Published in 2002, this book is already quite dated. Now that it is 2006 and the dotcom boom has become the dotcom bust, this author's hysteria over gentrification and urban renewal in San Francisco-- all blamed on the dotcom phenomenon, mind you-- has been proven to be unfounded. In fact, in relative terms rents are more affordable now than they were back in 2002.

Where to start? This book is simply a long list of gripes and sour grapes about how San Francisco has gotten too expensive for spoiled "bohemians" to live in because they don't want to work. Perhaps most galling is how Solnit puts urban "artists" at the top of her self-righteous hierarchy of those who "deserve" to live in the City. Urban professionals are likened to "dirty old men" who follow around the innocent "schoolgirls" who supposedly are the artists.

The crux of the problem is that in her myopic, NIMBY-istic viewpoint, Solnit fails to acknowledge the fact that space in San Francisco has ALWAYS been severely limited. The city itself is only about 49 square miles and it has ALWAYS been expensive... it has always gone through change, sometimes rapid. Manhattan is the center of a worldclass, GREAT city. How does she think all of those tall skyscrapers got there? When Solnit mourns the loss of an unused, empty lot to development, I have to laugh.

You will find that the author considers herself a "radical" and associates with the originator of "Critical Mass", a regular, planned, and deliberate snarling of local traffic by disgruntled people on bikes. She also is in league with a local carmudgeon in the Mission who, over perceived "gentrification" in the neighborhood, put up fliers encouraging others to vandalize expensive cars on the street.

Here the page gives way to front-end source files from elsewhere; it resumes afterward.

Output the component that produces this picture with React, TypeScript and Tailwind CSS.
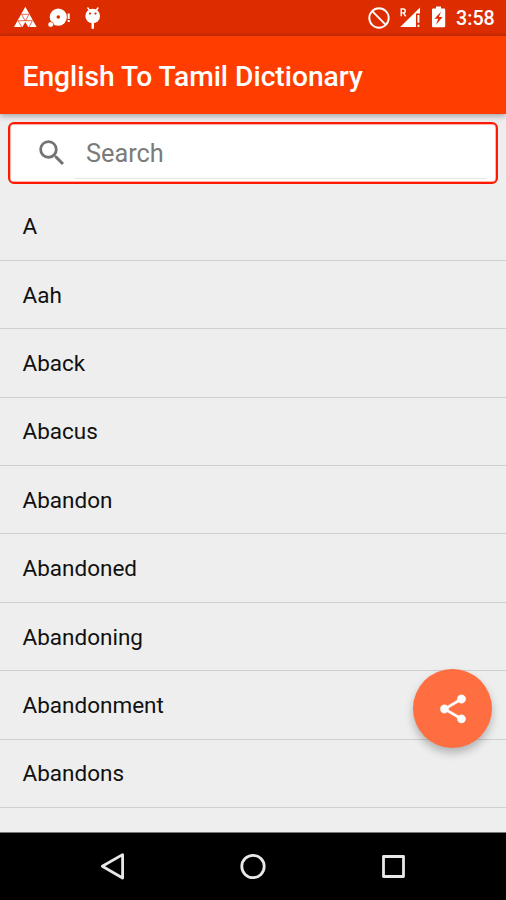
const words = ['A', 'Aah', 'Aback', 'Abacus', 'Abandon', 'Abandoned', 'Abandoning', 'Abandonment', 'Abandons'];

function StatusBar() {
  return (
    <div className="h-9 shrink-0 flex items-start justify-between bg-linear-to-b from-[#dd2c00] from-92% to-[#c82a04]">
      <svg width="110" height="35" viewBox="0 0 110 35" fill="#fff">
        <path d="M25.300 6.800L36.600 27H28.200L25.300 22L22.400 27H14Z" />
        <path d="M21.500 14.300H29.100M18 20.700H32.600M21.700 14.500L25 20.700M28.900 14.500L25.600 20.700M18.300 21L21.600 27M32.300 21L29 27" stroke="#dd2c00" strokeWidth="0.700" fill="none" />
        <circle cx="58.300" cy="17.100" r="8.600" />
        <circle cx="58.300" cy="17" r="1.800" fill="#dd2c00" />
        <circle cx="50.700" cy="24.500" r="2.800" stroke="#dd2c00" strokeWidth="0.700" />
        <path d="M67.700 13.500h2v5.400h-2zM67.700 20h2v2h-2z" />
        <circle cx="92.700" cy="16" r="7.300" />
        <path d="M87.500 7.500l3 4M98.300 7.500l-3 4" stroke="#fff" strokeWidth="1.400" />
        <rect x="91.500" y="22" width="2.500" height="7" rx="1" />
        <circle cx="90" cy="13.600" r="1.100" fill="#dd2c00" />
        <circle cx="95.500" cy="13.600" r="1.100" fill="#dd2c00" />
      </svg>
      <div className="flex">
        <svg width="92" height="35" viewBox="364 0 92 35" fill="#fff">
          <circle cx="379" cy="18" r="9.700" fill="none" stroke="#fff" strokeWidth="1.900" />
          <path d="M372.200 11.200l13.600 13.600" stroke="#fff" strokeWidth="1.900" />
          <path d="M420 7.400V13.500H416V27H400.200Z" />
          <path d="M417.500 15h1.900v7.800h-1.900zM417.500 24.700h1.900V27h-1.900z" />
          <path d="M401.200 16.300V9h2.100a1.900 1.900 0 0 1 0 3.900h-2.100M403.400 12.900l2.300 3.400" fill="none" stroke="#fff" strokeWidth="1.400" />
          <path d="M436 6.500h5v2h3.200a1 1 0 0 1 1 1V26a1.200 1.200 0 0 1-1.200 1.200h-10.800a1.200 1.200 0 0 1-1.200-1.200V9.500a1 1 0 0 1 1-1h3z" />
          <path d="M441 11.800l-6.600 7h3.800l-2.200 6 6.600-7.800h-3.700z" fill="#dd2c00" />
        </svg>
        <span className="w-[50px] pt-[5px] text-[19.700px] leading-[28px] font-medium text-white">3:58</span>
      </div>
    </div>
  );
}

export default function App() {
  return (
    <div className="relative w-[506px] h-[900px] overflow-hidden flex flex-col bg-[#eeeeee] font-[Roboto,sans-serif]">
      <StatusBar />
      <header className="z-10 h-[78px] shrink-0 bg-[#ff3d00] px-[22.500px] flex items-center shadow-[0_2px_6px_rgba(0,0,0,0.32)]">
        <h1 className="pt-[3px] text-[28.200px] leading-8 font-medium text-white whitespace-nowrap">English To Tamil Dictionary</h1>
      </header>
      <div className="mx-2 mt-2 h-[62px] shrink-0 rounded-md border-[2.500px] border-[#ff1800] bg-white flex items-center pl-[25px] pr-[9px] shadow-[inset_0_0_0_0.500px_#ff6a50]">
        <svg className="shrink-0" width="34" height="34" viewBox="0 0 24 24" fill="#737373">
          <path d="M15.500 14h-.79l-.28-.27A6.471 6.471 0 0 0 16 9.500 6.500 6.500 0 1 0 9.500 16c1.610 0 3.090-.59 4.230-1.570l.27.28v.79l5 4.990L20.490 19l-4.990-5zm-6 0C7.010 14 5 11.990 5 9.500S7.010 5 9.500 5 14 7.010 14 9.500 11.990 14 9.500 14z" />
        </svg>
        <div className="ml-[6px] h-[54px] mb-[3px] flex-1 border-b border-[#e6e6e6] pl-[11px] pt-[6px] flex items-center text-[25.300px] text-[#7b7b7b]">Search</div>
      </div>
      <ul className="mt-[8.500px] flex-1 min-h-0 overflow-hidden">
        {words.map((word) => (
          <li key={word} className="h-[68.400px] border-b border-[#cfcfcf] px-[22.500px] pt-[2px] flex items-center text-[22.500px] text-[#111]">{word}</li>
        ))}
      </ul>
      <nav className="h-[68px] shrink-0 bg-black border-t border-[#777] flex justify-center">
        <svg width="340" height="67" viewBox="83 833 340 67" fill="none" stroke="#e8e8e8" strokeWidth="2.800" strokeLinejoin="round">
          <path d="M122.600 854.600V878L102.300 866.300Z" />
          <circle cx="253" cy="866.500" r="11.200" />
          <rect x="383.500" y="856.500" width="20" height="20" />
        </svg>
      </nav>
      <button aria-label="Share" className="absolute z-20 left-[413px] top-[669px] size-[79px] rounded-full bg-[#ff6e40] flex items-center justify-center shadow-[0_5px_9px_rgba(0,0,0,0.25)]">
        <svg width="34" height="34" viewBox="0 0 24 24" fill="#fff" stroke="#fff" strokeWidth="0.250">
          <path d="M18 16.080c-.76 0-1.440.3-1.960.77L8.910 12.700c.05-.23.09-.46.09-.7s-.04-.47-.09-.7l7.050-4.110c.54.5 1.250.81 2.040.81 1.660 0 3-1.340 3-3s-1.340-3-3-3-3 1.340-3 3c0 .24.04.47.09.7L8.040 9.810C7.500 9.310 6.790 9 6 9c-1.660 0-3 1.340-3 3s1.340 3 3 3c.79 0 1.500-.31 2.040-.81l7.120 4.160c-.05.21-.08.43-.08.65 0 1.610 1.310 2.920 2.920 2.920s2.920-1.310 2.920-2.920-1.310-2.920-2.920-2.920z" />
        </svg>
      </button>
    </div>
  );
}
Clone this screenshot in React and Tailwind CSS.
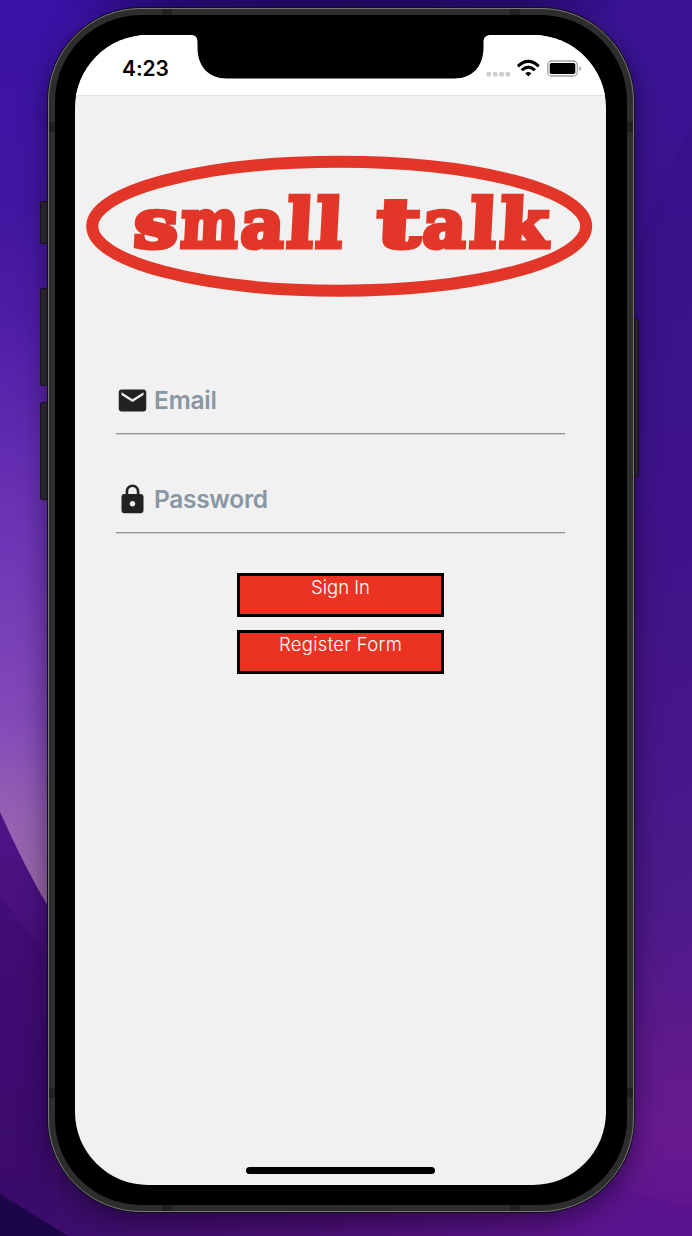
import { MdEmail, MdLock } from "react-icons/md";

function Wallpaper() {
  return (
    <svg className="absolute inset-0 h-full w-full" viewBox="0 0 692 1236" aria-hidden="true">
      <defs>
        <linearGradient id="left" x1="0" y1="0" x2="0" y2="1">
          <stop offset="0" stopColor="#3912a6" />
          <stop offset="0.17" stopColor="#4216a0" />
          <stop offset="0.26" stopColor="#4e1da6" />
          <stop offset="0.41" stopColor="#6a32b4" />
          <stop offset="0.58" stopColor="#8249b8" />
          <stop offset="0.66" stopColor="#9460b2" />
          <stop offset="0.74" stopColor="#9b6ca6" />
        </linearGradient>
        <linearGradient id="right" x1="0" y1="0" x2="0" y2="1">
          <stop offset="0" stopColor="#3b1496" />
          <stop offset="0.15" stopColor="#3a1390" />
          <stop offset="0.45" stopColor="#43148c" />
          <stop offset="0.73" stopColor="#4c1a8a" />
          <stop offset="0.84" stopColor="#5d1a8c" />
          <stop offset="0.92" stopColor="#681a90" />
          <stop offset="1" stopColor="#5a138c" />
        </linearGradient>
        <linearGradient id="lower" x1="0" y1="0" x2="0" y2="1">
          <stop offset="0" stopColor="#4e1487" />
          <stop offset="0.4" stopColor="#460f78" />
          <stop offset="1" stopColor="#3c0d6c" />
        </linearGradient>
        <radialGradient id="top" cx="350" cy="0" r="1" gradientUnits="userSpaceOnUse" gradientTransform="translate(350 0) scale(300 50) translate(-350 0)">
          <stop offset="0" stopColor="#22085f" />
          <stop offset="0.6" stopColor="#240969" stopOpacity="0.8" />
          <stop offset="1" stopColor="#2d0d86" stopOpacity="0" />
        </radialGradient>
        <linearGradient id="bottom" x1="0" y1="0" x2="1" y2="0">
          <stop offset="0" stopColor="#3c0d6c" />
          <stop offset="0.5" stopColor="#4c1076" />
          <stop offset="1" stopColor="#5e158e" />
        </linearGradient>
        <linearGradient id="shade" x1="0" y1="0" x2="0" y2="1">
          <stop offset="0" stopColor="#310e7c" stopOpacity="0.35" />
          <stop offset="1" stopColor="#310e7c" stopOpacity="0" />
        </linearGradient>
      </defs>
      <rect width="346" height="1236" fill="url(#left)" />
      <rect x="346" width="346" height="1236" fill="url(#right)" />
      <ellipse cx="350" cy="0" rx="300" ry="50" fill="url(#top)" />
      <path d="M0 812Q24 866 50 910L346 1236H0Z" fill="url(#lower)" />
      <path d="M0 897L50 958V1236H0Z" fill="#360866" opacity="0.3" />
      <path d="M692 125C665 165 653 220 634 255V900H692Z" fill="url(#shade)" />
      <path d="M60 1180H620V1236H60Z" fill="url(#bottom)" />
      <path d="M614 1186Q650 1200 692 1206V1236H560V1190Z" fill="#5c148e" />
      <path d="M0 1194L68 1236H0Z" fill="#1c0649" />
    </svg>
  );
}

function Notch() {
  return (
    <svg className="absolute left-[116px] top-0" width="300" height="44" viewBox="0 0 300 44" aria-hidden="true">
      <path
        d="M0 -1V0C4.500 0 6.500 2.500 6.500 7V12C6.500 31 17 43.500 36 43.500H263C282 43.500 292.500 31 292.500 12V7C292.500 2.500 295 0 300 0V-1Z"
        fill="#000"
      />
    </svg>
  );
}

function StatusIcons() {
  return (
    <svg width="98" height="20" viewBox="0 0 98 20" aria-hidden="true">
      <g fill="#cdcdcd">
        <rect x="1.500" y="13" width="4.500" height="4.500" rx="1.300" />
        <rect x="8" y="13" width="4.500" height="4.500" rx="1.300" />
        <rect x="14.300" y="13" width="4.500" height="4.500" rx="1.300" />
        <rect x="20.600" y="13" width="4.500" height="4.500" rx="1.300" />
      </g>
      <g fill="none" stroke="#000" strokeWidth="3.100">
        <path d="M32.900 7.300Q43.300 -2.500 53.700 7.300" />
        <path d="M36.700 11.200Q43.300 4.900 49.900 11.200" />
      </g>
      <path d="M40.200 14.300Q43.300 11.500 46.400 14.300L43.300 17.600Z" fill="#000" />
      <rect x="62.700" y="2" width="29.600" height="15" rx="4" fill="none" stroke="#a3a3a3" strokeWidth="1.300" />
      <rect x="64.700" y="4" width="25.600" height="11" rx="1.800" fill="#000" />
      <path d="M94.300 7V12Q96.200 11 96.200 9.500Q96.200 8 94.300 7Z" fill="#a3a3a3" />
    </svg>
  );
}

function Logo() {
  return (
    <svg width="531" height="150" viewBox="75 152 531 150" role="img" aria-label="small talk">
      <ellipse cx="339.200" cy="226.200" rx="247" ry="64.500" fill="none" stroke="#e23628" strokeWidth="12" />
      <g
        transform="translate(12 0) skewX(-3)"
        fill="#e23628"
        stroke="#e23628"
        strokeWidth="5"
        fontFamily="'DejaVu Serif', serif"
        fontWeight="700"
        fontSize="67"
      >
        <text y="247">
          <tspan x="134" textLength="44" lengthAdjust="spacingAndGlyphs">s</tspan>
          <tspan x="181" textLength="57" lengthAdjust="spacingAndGlyphs">m</tspan>
          <tspan x="241" textLength="43" lengthAdjust="spacingAndGlyphs">a</tspan>
          <tspan x="287" textLength="26" lengthAdjust="spacingAndGlyphs">l</tspan>
          <tspan x="316" textLength="26" lengthAdjust="spacingAndGlyphs">l</tspan>
        </text>
        <text y="247">
          <tspan x="377" textLength="43" lengthAdjust="spacingAndGlyphs">t</tspan>
          <tspan x="423" textLength="43" lengthAdjust="spacingAndGlyphs">a</tspan>
          <tspan x="470" textLength="26" lengthAdjust="spacingAndGlyphs">l</tspan>
          <tspan x="500" textLength="48" lengthAdjust="spacingAndGlyphs">k</tspan>
        </text>
      </g>
    </svg>
  );
}

function Field({ icon: Icon, label, tracking, type }) {
  return (
    <label className="flex h-[50px] items-start border-b border-[#8b949e] shadow-[0_1px_0_#cfd2d5]">
      <Icon className="-ml-[0.5px] -mt-[0.5px] size-[33px] shrink-0 text-[#222]" />
      <input
        type={type}
        placeholder={label}
        className={`ml-[5.500px] h-[33px] w-full bg-transparent text-[24.500px] font-semibold outline-none placeholder:text-[#8a96a3] placeholder:opacity-100 ${tracking}`}
      />
    </label>
  );
}

function ActionButton({ children, tracking }) {
  return (
    <button
      className={`flex h-[44px] w-[207px] items-start justify-center border-[3px] border-black bg-[#eb3324] text-[18.500px] font-light leading-[22px] text-white ${tracking}`}
    >
      {children}
    </button>
  );
}

const sideKey = "absolute rounded-[2px] border border-[#19161d] bg-[#2e2e2e]";
const band = "absolute bg-[#202020]";

export default function App() {
  return (
    <div className="relative flex h-[1236px] w-[692px] overflow-hidden bg-[#3c128f] pl-12 pt-2 font-['Inter',sans-serif]">
      <Wallpaper />
      <div className="relative h-[1204px] w-[586px]">
        <div className={`${sideKey} -left-2 top-[193px] h-[43px] w-3`} />
        <div className={`${sideKey} -left-2 top-[280px] h-[98px] w-3`} />
        <div className={`${sideKey} -left-2 top-[394px] h-[98px] w-3`} />
        <div className={`${sideKey} -right-[5px] top-[311px] h-[158px] w-3`} />
        <div className="relative h-full rounded-[93px] border border-[#797979] bg-[#2d2d2d] p-[6px] shadow-[0_0_0_1px_#130c20,0_8px_26px_2px_rgba(15,0,30,0.5)]">
          <div className={`${band} left-0 top-[113px] h-[10px] w-[6px]`} />
          <div className={`${band} right-0 top-[113px] h-[10px] w-[6px]`} />
          <div className={`${band} bottom-[113px] left-0 h-[10px] w-[6px]`} />
          <div className={`${band} bottom-[113px] right-0 h-[10px] w-[6px]`} />
          <div className={`${band} left-[113px] top-0 h-[6px] w-[10px]`} />
          <div className={`${band} right-[113px] top-0 h-[6px] w-[10px]`} />
          <div className={`${band} bottom-0 left-[113px] h-[6px] w-[10px]`} />
          <div className={`${band} bottom-0 right-[113px] h-[6px] w-[10px]`} />
          <div className="relative h-full rounded-[86px] bg-black px-5 pb-5 pt-5">
            <main className="relative flex h-[1150px] w-[531px] flex-col overflow-hidden rounded-[73px] bg-[#f1f1f1]">
              <Notch />
              <header className="flex h-[61px] shrink-0 items-start justify-between border-b border-[#e2e2e2] bg-white pl-[47px] pr-[23px] pt-6">
                <span className="text-[21px] font-semibold leading-5 tracking-[-0.1px]">4:23</span>
                <StatusIcons />
              </header>
              <div className="mt-14 h-[150px] shrink-0">
                <Logo />
              </div>
              <form className="flex flex-col px-[41px] pt-[82px]" onSubmit={(e) => e.preventDefault()}>
                <div className="flex flex-col gap-[49px]">
                  <Field icon={MdEmail} label="Email" type="email" tracking="tracking-[-0.2px]" />
                  <Field icon={MdLock} label="Password" type="password" tracking="tracking-[-0.3px]" />
                </div>
                <div className="mt-[40px] flex flex-col items-center gap-[13px]">
                  <ActionButton tracking="tracking-normal">Sign In</ActionButton>
                  <ActionButton tracking="tracking-[0.3px]">Register Form</ActionButton>
                </div>
              </form>
              <div className="mb-[11px] mt-auto h-[7px] w-[189px] self-center rounded-full bg-black" />
            </main>
          </div>
        </div>
      </div>
    </div>
  );
}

With an attitude like this, it's not hard to dislike such people as these who arrogantly call themselves "radicals" and "bohemians". All the while they are complaining about the high cost of living in SF (join the club!), they petulantly claim that to get a REAL job would compromise their ideals.

Give me a break.

The author also makes the extremely simplistic assumption that all "true" artists are by nature poor or "downwardly mobile".

I have news for the author-- San Francisco is-- and always has been-- made up mainly of hardworking people. This city was built upon that industriousness, ingenuity, and enterprise. Art has its place, but none of it would be possible without those taxpayers who HAVE JOBS. As a property tax paying citizen of the city I love, I resent her and her ilk assuming that it is their right to inexpensive or free rent in one of the most desirable places to live IN THE WORLD.

The thing that amazes me is the fact she can't see that it has ALWAYS been that way... for decades and decades. I had to laugh at the idea that this book actually mentioned a parody of how, in the height of anti-gentrification hysteria, the last Mexican would soon move out of the Mission.

Guess that was a wrong guess, eh?

Finally, as if it were a suprise, the author in her closing acknowledgments thanks, among a number of other parties, both Critical Mass and "the bar at Place Pigalle" where some of the work for the book apparently took place. I wonder if it ever felt vaguely hypocritical to the author to be condemning urban development and trumpeting the plight of the poor over $8 glasses of Belgian ale?

Extremists on either side are self-absorbed, self-righteous, and unrealistic in the extreme. I strongly disagree with everything George Bush stands for, but at least he doesn't have the gall and arrogance to assume such an air of superiority over the rest of us, especially those of us who actually work for a living. I only agree with the author over one point: idiots who drive big SUVs in the narrow streets of San Francisco are idiots. Other than that, I plan to continue enjoying San Francisco as a San Franciscan who does their fair share to keep this city vibrant, alive, and relevant. Let others stew in their own sour grapes.